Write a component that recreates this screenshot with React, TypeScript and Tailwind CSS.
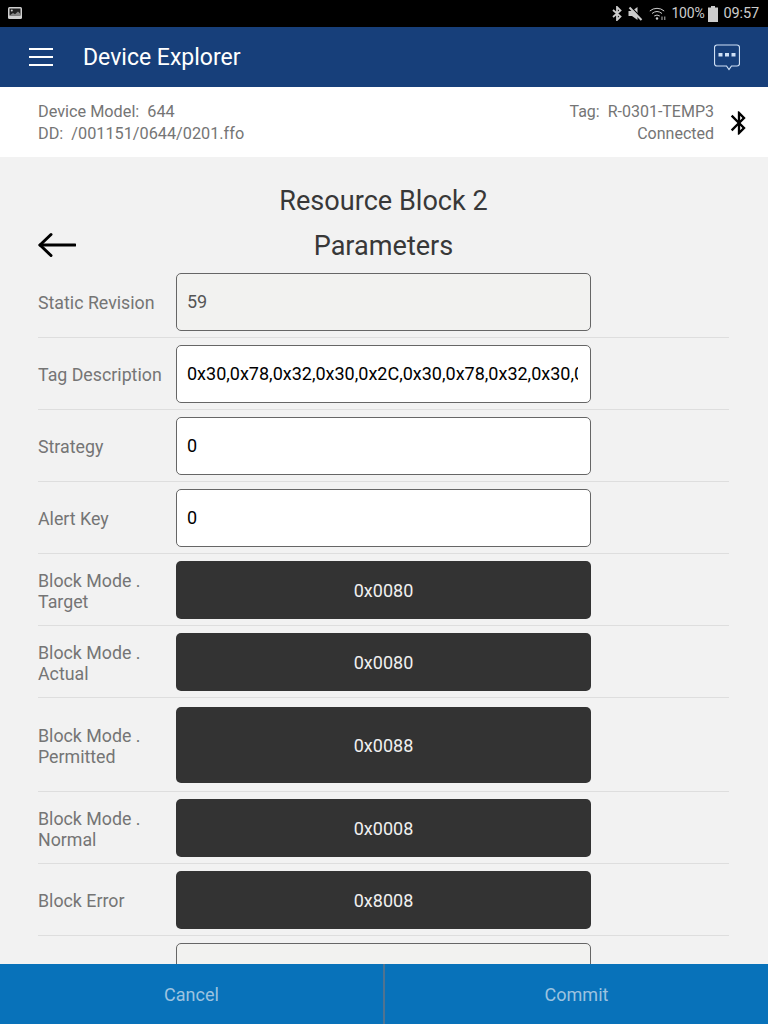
import { MdBluetooth } from 'react-icons/md';

const font = { fontFamily: 'Roboto, sans-serif' };

type Row = {
    label: string;
    value: string;
    kind: 'readonly' | 'input' | 'button';
    tall?: boolean;
};

const rows: Row[] = [
    { label: 'Static Revision', value: '59', kind: 'readonly' },
    { label: 'Tag Description', value: '0x30,0x78,0x32,0x30,0x2C,0x30,0x78,0x32,0x30,0x2C,0x30,0x78', kind: 'input' },
    { label: 'Strategy', value: '0', kind: 'input' },
    { label: 'Alert Key', value: '0', kind: 'input' },
    { label: 'Block Mode . Target', value: '0x0080', kind: 'button' },
    { label: 'Block Mode . Actual', value: '0x0080', kind: 'button' },
    { label: 'Block Mode . Permitted', value: '0x0088', kind: 'button', tall: true },
    { label: 'Block Mode . Normal', value: '0x0008', kind: 'button' },
    { label: 'Block Error', value: '0x8008', kind: 'button' },
];

function ParamRow({ row }: { row: Row }) {
    const wraps = row.label.startsWith('Block Mode');
    return (
        <div className={`flex items-center border-b border-[#dedede] ${row.tall ? 'pt-[9px] pb-[8px]' : 'pt-[7px] pb-[6px]'}`}>
            <div className={`w-[138px] shrink-0 text-[17.8px] leading-[21px] text-[#757575] ${wraps ? 'pt-[2px]' : 'pt-[1px]'}`}>{row.label}</div>
            {row.kind === 'button' ? (
                <div className={`flex w-[415px] items-center justify-center rounded-[5px] bg-[#333333] text-[18px] text-[#f0f0f0] ${row.tall ? 'h-[76px]' : 'h-[58px]'}`}>
                    {row.value}
                </div>
            ) : (
                <div
                    className={`flex h-[58px] w-[415px] items-center rounded-[5px] border border-[#666666] pb-[1px] pl-[10px] pr-[12px] text-[18px] ${
                        row.kind === 'readonly' ? 'bg-[#f2f2f0] text-[#555555]' : 'bg-white text-black'
                    }`}
                >
                    <span className="block overflow-hidden whitespace-nowrap">{row.value}</span>
                </div>
            )}
        </div>
    );
}

export default function App() {
    return (
        <div className="flex h-[1024px] w-[768px] flex-col overflow-hidden bg-[#f2f2f2]" style={font}>
            {/* status bar */}
            <div className="flex h-[27px] shrink-0 items-center justify-between bg-black pl-[8px] pr-[9px] text-[#cccccc]">
                <svg width="14" height="13" viewBox="0 0 14 13">
                    <rect x="0" y="0" width="14" height="12" rx="1.5" fill="#d0d0d0" />
                    <rect x="1.5" y="1.5" width="11" height="7" fill="#222222" />
                    <circle cx="3.8" cy="3.6" r="1" fill="#d0d0d0" />
                    <path d="M1.5 8.5 L5 6 L7 7.2 L10 4.5 L12.5 7 V8.5 Z" fill="#888888" />
                </svg>
                <div className="flex items-center text-[14.5px]">
                    <svg width="10" height="15" viewBox="0 0 10 15" fill="none" stroke="#cccccc" strokeWidth="1.8">
                        <path d="M1 4 L8.5 10.5 L5 14 V1 L8.5 4.5 L1 11" />
                    </svg>
                    <svg className="ml-[6px]" width="15" height="15" viewBox="0 0 15 15" fill="#cccccc">
                        <path d="M0.5 5 H4 L9.5 1 V14 L4 10 H0.5 Z" />
                        <path d="M2.5 0.5 L14.5 13" stroke="#000000" strokeWidth="1.2" />
                        <path d="M1.5 1.5 L13.5 14" stroke="#cccccc" strokeWidth="2" />
                    </svg>
                    <svg className="ml-[6px]" width="18" height="15" viewBox="0 0 18 15" fill="none" stroke="#cccccc" strokeWidth="1">
                        <path d="M0.8 5 A11 11 0 0 1 15.2 5" />
                        <path d="M3 7.5 A8 8 0 0 1 13 7.5" />
                        <path d="M5.2 10 A5 5 0 0 1 10.8 10" />
                        <circle cx="8" cy="12.5" r="1.2" fill="#cccccc" stroke="none" />
                        <path d="M13 10.5 V14 M15.8 10.5 V14" strokeWidth="0.9" />
                    </svg>
                    <span className="ml-[4px] w-[34px] text-[14px] tracking-[-0.2px]">100%</span>
                    <svg className="ml-[3px]" width="10" height="16" viewBox="0 0 10 16" fill="#cccccc">
                        <rect x="3" y="0" width="4" height="2" />
                        <rect x="0" y="1.5" width="10" height="14.5" />
                    </svg>
                    <span className="ml-[5px] tracking-[-0.1px]">09:57</span>
                </div>
            </div>

            {/* app bar */}
            <div className="flex h-[60px] shrink-0 items-center justify-between bg-[#173f7a] pl-[29px] pr-[28px]">
                <div className="flex items-center">
                    <div className="flex w-[24px] flex-col gap-[6px]">
                        <div className="h-[2px] bg-white" />
                        <div className="h-[2px] bg-white" />
                        <div className="h-[2px] bg-white" />
                    </div>
                    <div className="ml-[30px] pt-[2px] text-[23px] text-white">Device Explorer</div>
                </div>
                <svg width="26" height="27" viewBox="0 0 26 27" fill="none">
                    <path d="M3 1 H23 A2.5 2.5 0 0 1 25.5 3.5 V19.5 A2.5 2.5 0 0 1 23 22 H17.5 L15 25.5 L12.5 22 H3 A2.5 2.5 0 0 1 0.5 19.5 V3.5 A2.5 2.5 0 0 1 3 1 Z" stroke="#cfe0f5" strokeWidth="1.2" />
                    <rect x="4.5" y="9" width="4" height="3.5" fill="#cfe0f5" />
                    <rect x="11" y="9" width="4" height="3.5" fill="#cfe0f5" />
                    <rect x="17.5" y="9" width="4" height="3.5" fill="#cfe0f5" />
                </svg>
            </div>

            {/* device info */}
            <div className="flex h-[70px] shrink-0 items-center justify-between bg-white pl-[38px] pr-[15px] pt-[2px] leading-[22px] text-[#757575]">
                <div className="text-[16.25px]">
                    <div className="whitespace-pre">Device Model:  644</div>
                    <div className="whitespace-pre">DD:  /001151/0644/0201.ffo</div>
                </div>
                <div className="flex items-center text-[16px]">
                    <div className="text-right">
                        <div className="whitespace-pre">Tag:  R-0301-TEMP3</div>
                        <div>Connected</div>
                    </div>
                    <MdBluetooth size={28} className="ml-[11px] text-black" />
                </div>
            </div>

            {/* parameters */}
            <div className="min-h-0 flex-1 overflow-hidden pl-[38px] pr-[39px]">
                <div className="relative h-[109px] pt-[22px] text-center text-[27.1px] leading-[45px] text-[#383838]">
                    <div>Resource Block 2</div>
                    <div>Parameters</div>
                    <svg className="absolute left-0 top-[75px]" width="38" height="26" viewBox="0 0 38 26" fill="none" stroke="black" strokeWidth="3" strokeLinecap="round" strokeLinejoin="round">
                        <path d="M2 13 H37" />
                        <path d="M13 2.5 L2 13 L13 23.5" />
                    </svg>
                </div>
                {rows.map((row) => (
                    <ParamRow key={row.label} row={row} />
                ))}
                <div className="pt-[7px] pl-[138px]">
                    <div className="h-[58px] w-[415px] rounded-[5px] border border-[#666666] bg-[#f2f2f0]" />
                </div>
            </div>

            {/* footer */}
            <div className="flex h-[60px] shrink-0 bg-[#0872ba] text-[18px] text-[#9cc3e0]">
                <div className="flex w-[383px] items-center justify-center">Cancel</div>
                <div className="w-[2px] bg-[#4f7391]" />
                <div className="flex flex-1 items-center justify-center">Commit</div>
            </div>
        </div>
    );
}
━━━━━━━━━━━━━━━━
- [DIRECTION]: Copy all the lines of data exactly as they appear, dropping any images.

- [THE COMPLETED TASK]:
Write a component that recreates this screenshot with React, TypeScript and Tailwind CSS.
import { MdBluetooth } from 'react-icons/md';

const font = { fontFamily: 'Roboto, sans-serif' };

type Row = {
    label: string;
    value: string;
    kind: 'readonly' | 'input' | 'button';
    tall?: boolean;
};

const rows: Row[] = [
    { label: 'Static Revision', value: '59', kind: 'readonly' },
    { label: 'Tag Description', value: '0x30,0x78,0x32,0x30,0x2C,0x30,0x78,0x32,0x30,0x2C,0x30,0x78', kind: 'input' },
    { label: 'Strategy', value: '0', kind: 'input' },
    { label: 'Alert Key', value: '0', kind: 'input' },
    { label: 'Block Mode . Target', value: '0x0080', kind: 'button' },
    { label: 'Block Mode . Actual', value: '0x0080', kind: 'button' },
    { label: 'Block Mode . Permitted', value: '0x0088', kind: 'button', tall: true },
    { label: 'Block Mode . Normal', value: '0x0008', kind: 'button' },
    { label: 'Block Error', value: '0x8008', kind: 'button' },
];

function ParamRow({ row }: { row: Row }) {
    const wraps = row.label.startsWith('Block Mode');
    return (
        <div className={`flex items-center border-b border-[#dedede] ${row.tall ? 'pt-[9px] pb-[8px]' : 'pt-[7px] pb-[6px]'}`}>
            <div className={`w-[138px] shrink-0 text-[17.8px] leading-[21px] text-[#757575] ${wraps ? 'pt-[2px]' : 'pt-[1px]'}`}>{row.label}</div>
            {row.kind === 'button' ? (
                <div className={`flex w-[415px] items-center justify-center rounded-[5px] bg-[#333333] text-[18px] text-[#f0f0f0] ${row.tall ? 'h-[76px]' : 'h-[58px]'}`}>
                    {row.value}
                </div>
            ) : (
                <div
                    className={`flex h-[58px] w-[415px] items-center rounded-[5px] border border-[#666666] pb-[1px] pl-[10px] pr-[12px] text-[18px] ${
                        row.kind === 'readonly' ? 'bg-[#f2f2f0] text-[#555555]' : 'bg-white text-black'
                    }`}
                >
                    <span className="block overflow-hidden whitespace-nowrap">{row.value}</span>
                </div>
            )}
        </div>
    );
}

export default function App() {
    return (
        <div className="flex h-[1024px] w-[768px] flex-col overflow-hidden bg-[#f2f2f2]" style={font}>
            {/* status bar */}
            <div className="flex h-[27px] shrink-0 items-center justify-between bg-black pl-[8px] pr-[9px] text-[#cccccc]">
                <svg width="14" height="13" viewBox="0 0 14 13">
                    <rect x="0" y="0" width="14" height="12" rx="1.5" fill="#d0d0d0" />
                    <rect x="1.5" y="1.5" width="11" height="7" fill="#222222" />
                    <circle cx="3.8" cy="3.6" r="1" fill="#d0d0d0" />
                    <path d="M1.5 8.5 L5 6 L7 7.2 L10 4.5 L12.5 7 V8.5 Z" fill="#888888" />
                </svg>
                <div className="flex items-center text-[14.5px]">
                    <svg width="10" height="15" viewBox="0 0 10 15" fill="none" stroke="#cccccc" strokeWidth="1.8">
                        <path d="M1 4 L8.5 10.5 L5 14 V1 L8.5 4.5 L1 11" />
                    </svg>
                    <svg className="ml-[6px]" width="15" height="15" viewBox="0 0 15 15" fill="#cccccc">
                        <path d="M0.5 5 H4 L9.5 1 V14 L4 10 H0.5 Z" />
                        <path d="M2.5 0.5 L14.5 13" stroke="#000000" strokeWidth="1.2" />
                        <path d="M1.5 1.5 L13.5 14" stroke="#cccccc" strokeWidth="2" />
                    </svg>
                    <svg className="ml-[6px]" width="18" height="15" viewBox="0 0 18 15" fill="none" stroke="#cccccc" strokeWidth="1">
                        <path d="M0.8 5 A11 11 0 0 1 15.2 5" />
                        <path d="M3 7.5 A8 8 0 0 1 13 7.5" />
                        <path d="M5.2 10 A5 5 0 0 1 10.8 10" />
                        <circle cx="8" cy="12.5" r="1.2" fill="#cccccc" stroke="none" />
                        <path d="M13 10.5 V14 M15.8 10.5 V14" strokeWidth="0.9" />
                    </svg>
                    <span className="ml-[4px] w-[34px] text-[14px] tracking-[-0.2px]">100%</span>
                    <svg className="ml-[3px]" width="10" height="16" viewBox="0 0 10 16" fill="#cccccc">
                        <rect x="3" y="0" width="4" height="2" />
                        <rect x="0" y="1.5" width="10" height="14.5" />
                    </svg>
                    <span className="ml-[5px] tracking-[-0.1px]">09:57</span>
                </div>
            </div>

            {/* app bar */}
            <div className="flex h-[60px] shrink-0 items-center justify-between bg-[#173f7a] pl-[29px] pr-[28px]">
                <div className="flex items-center">
                    <div className="flex w-[24px] flex-col gap-[6px]">
                        <div className="h-[2px] bg-white" />
                        <div className="h-[2px] bg-white" />
                        <div className="h-[2px] bg-white" />
                    </div>
                    <div className="ml-[30px] pt-[2px] text-[23px] text-white">Device Explorer</div>
                </div>
                <svg width="26" height="27" viewBox="0 0 26 27" fill="none">
                    <path d="M3 1 H23 A2.5 2.5 0 0 1 25.5 3.5 V19.5 A2.5 2.5 0 0 1 23 22 H17.5 L15 25.5 L12.5 22 H3 A2.5 2.5 0 0 1 0.5 19.5 V3.5 A2.5 2.5 0 0 1 3 1 Z" stroke="#cfe0f5" strokeWidth="1.2" />
                    <rect x="4.5" y="9" width="4" height="3.5" fill="#cfe0f5" />
                    <rect x="11" y="9" width="4" height="3.5" fill="#cfe0f5" />
                    <rect x="17.5" y="9" width="4" height="3.5" fill="#cfe0f5" />
                </svg>
            </div>

            {/* device info */}
            <div className="flex h-[70px] shrink-0 items-center justify-between bg-white pl-[38px] pr-[15px] pt-[2px] leading-[22px] text-[#757575]">
                <div className="text-[16.25px]">
                    <div className="whitespace-pre">Device Model:  644</div>
                    <div className="whitespace-pre">DD:  /001151/0644/0201.ffo</div>
                </div>
                <div className="flex items-center text-[16px]">
                    <div className="text-right">
                        <div className="whitespace-pre">Tag:  R-0301-TEMP3</div>
                        <div>Connected</div>
                    </div>
                    <MdBluetooth size={28} className="ml-[11px] text-black" />
                </div>
            </div>

            {/* parameters */}
            <div className="min-h-0 flex-1 overflow-hidden pl-[38px] pr-[39px]">
                <div className="relative h-[109px] pt-[22px] text-center text-[27.1px] leading-[45px] text-[#383838]">
                    <div>Resource Block 2</div>
                    <div>Parameters</div>
                    <svg className="absolute left-0 top-[75px]" width="38" height="26" viewBox="0 0 38 26" fill="none" stroke="black" strokeWidth="3" strokeLinecap="round" strokeLinejoin="round">
                        <path d="M2 13 H37" />
                        <path d="M13 2.5 L2 13 L13 23.5" />
                    </svg>
                </div>
                {rows.map((row) => (
                    <ParamRow key={row.label} row={row} />
                ))}
                <div className="pt-[7px] pl-[138px]">
                    <div className="h-[58px] w-[415px] rounded-[5px] border border-[#666666] bg-[#f2f2f0]" />
                </div>
            </div>

            {/* footer */}
            <div className="flex h-[60px] shrink-0 bg-[#0872ba] text-[18px] text-[#9cc3e0]">
                <div className="flex w-[383px] items-center justify-center">Cancel</div>
                <div className="w-[2px] bg-[#4f7391]" />
                <div className="flex flex-1 items-center justify-center">Commit</div>
            </div>
        </div>
    );
}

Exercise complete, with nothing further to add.